Get Ready for George Caffentzis and Silvia Federici's visit to Baltimore

By no means all they've published, this list is an overview of a few key starting points.

Caliban and the Witch

Silvia Federici

Chances are, if you're excited about this event, you've already read this: Silvia Federici's classic account of how capitalism built its world on the backs of its non-male and non-white victims.  Tracing the brutal history of the enclosure of the commons and its defense, she shows how nascent scientific "rationality" operated to legitimate the violence of primitive accumulation.  

In Letters of Blood and Fire: Work, Machines, and the Crisis of Capitalism (Common Notions)

George Caffentzis

George Caffentzis' new collection of essays does a great job of introducing the reader to the major themes of his work, developing an autonomist Marxism centered around the refusal of work that's not myopically optimistic about technology, and a sophisticated conception of the relationship between debt, crisis, and enclosure. 

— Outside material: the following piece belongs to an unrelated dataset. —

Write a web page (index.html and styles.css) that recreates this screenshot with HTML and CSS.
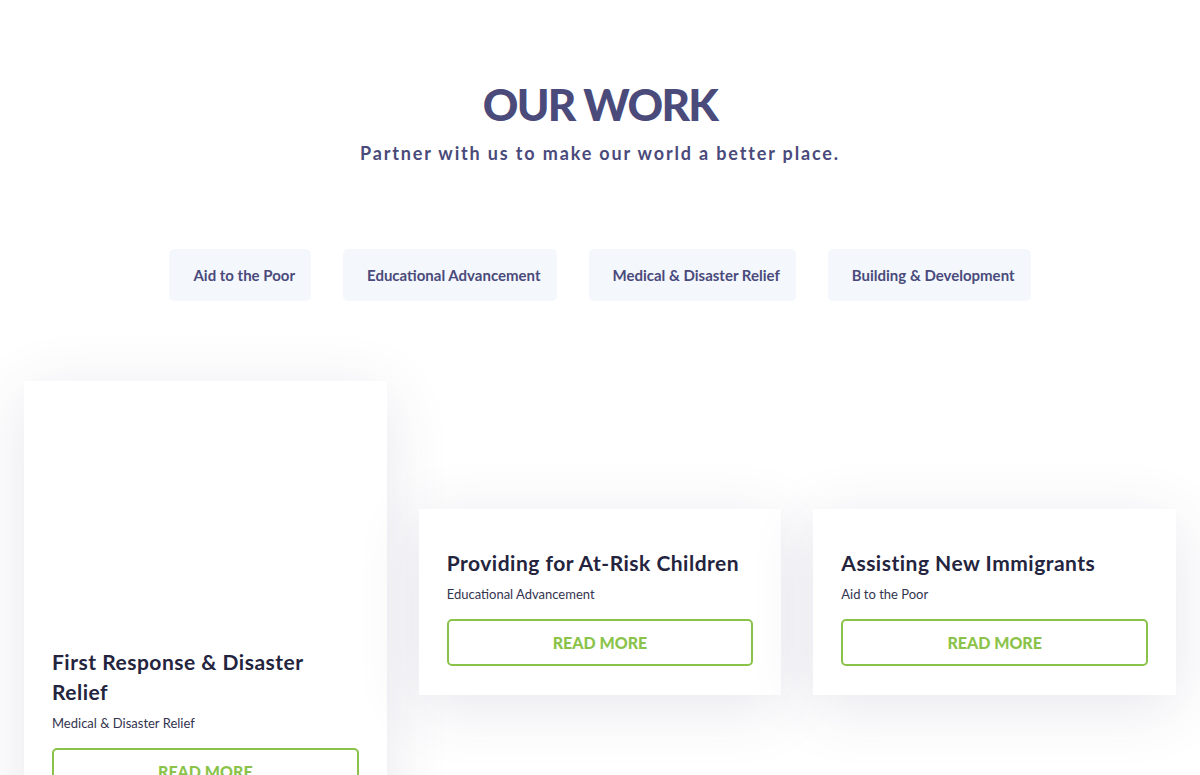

Midnight Notes at 30: Toward the Last Jubilee! (Limited Edition)

Midnight Notes Collective, Sabu Kohso (editor), P.M., George Caffentzis, and Team Colors

Much of George Caffentzis' work happened under the umbrella of the Midnight Notes Collective; whose rich history runs from the anti-nuclear movements of the 1970s through the antiglobalization movement of the 1990's, by way of May Day, Africa, the Zapatistas, & lots more. This 30th anniversary pamphlet is a great place to start before diving into the archive.

Revolution at Point Zero: Housework, Reproduction, and Feminist Struggle (Common Notions)

Silvia Federici

A very welcome new collection of Silvia Federici's writings on feminism, drawing not only from her involvement with the Wages For Housework campaign, but situating her essential analyses of women, reproductive labor, and the commons in a global perspective.

Capital's Greek Cage

George Caffentzis, Clandestina, Ernest Larsen, and Shery Milner

A brand new book with a major contribution from George Caffentzis, examining how collective solidarity against the logic of debt is fighting back in the Greek streets.